Content Delivery Networks, and WAN optimization, provided a generic acceleration solution to get common content closer to the client device, but on mobile devices the delivery performance of the last mile was still a problem. Many websites still do not have mobile optimized content, and sucking down a 3Mpixel JPG and render it on a 320x240 pixel display is just plain wrong. With the introduction of Amazon Silk, which uses the cloud to aggregate, cache, precompile, and predict, the client-side experience can now be optimized for the device that everybody glamours for: the tablet.

This is going to create an even bigger disconnect between the consumer IT experience and the enterprise IT experience. On the Amazon Fire you will be able to pull up, nearly instantaneously, common TV video clips and connect to millions of books. But most enterprises will find it difficult to invest in WAN optimization gear that would replicate that experience on the corporate network for your day to day work.

Amazon Silk is another example of the power that the cloud provides for doing heavy computes and caching that enables low-capability devices to roam.
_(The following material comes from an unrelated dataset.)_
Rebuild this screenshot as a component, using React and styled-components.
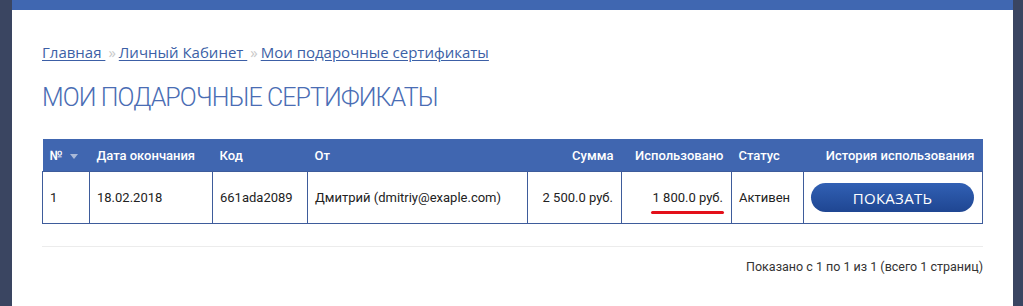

Wednesday, September 14, 2011

Trillion Triple Semantic Database

The Semantic Web captures the semantics, or meaning, of data, and machines are enabled to interact with that meta data. It is an idea of WWW pioneer Tim Berners-Lee who observed that although search engines index much of the Web's content, keywords can only provide an indirect association to the meaning of the article's content. He foresees a number of ways in which developers and authors can create and use the semantic web to help context-understanding programs to better serve knowledge discovery.

Tim Berners-Lee originally expressed the vision of the Semantic Web as follows:
I have a dream for the Web [in which computers] become capable of analyzing all the data on the Web – the content, links, and transactions between people and computers. A ‘Semantic Web’, which should make this possible, has yet to emerge, but when it does, the day-to-day mechanisms of trade, bureaucracy and our daily lives will be handled by machines talking to machines. The intelligent agents people have touted for ages will finally materialize.

The world of semantic databases just got a little bit more interesting with the announcement by Franz, Inc. and Stillwater SC of having reached a trillion triple semantic data store for telecommunication data.

http://www.franz.com/about/press_room/trillion-triples.lhtml

The database was constructed with an HPC on-demand cloud service and occupied 8 compute servers and 8 storage servers. The compute servers contained dual socket Xeons with 64GB of memory connecting through an QDR IB network to a 300TB SAN. The trillion triple data set spanned roughly 100TB of storage. It took roughly two weeks to load the data, but after that database provided interactive query rates for knowledge discovery and data mining.

The gear on which this result was produced is traditional HPC gear that emphasizes scalability and low latency interconnect. As a comparison, a billion triple version of the database was created on Amazon Web Services but the performance was roughly 3-5x slower. To create a trillion triple semantic database on AWS would have cost $75k and would have taken 6 weeks to complete.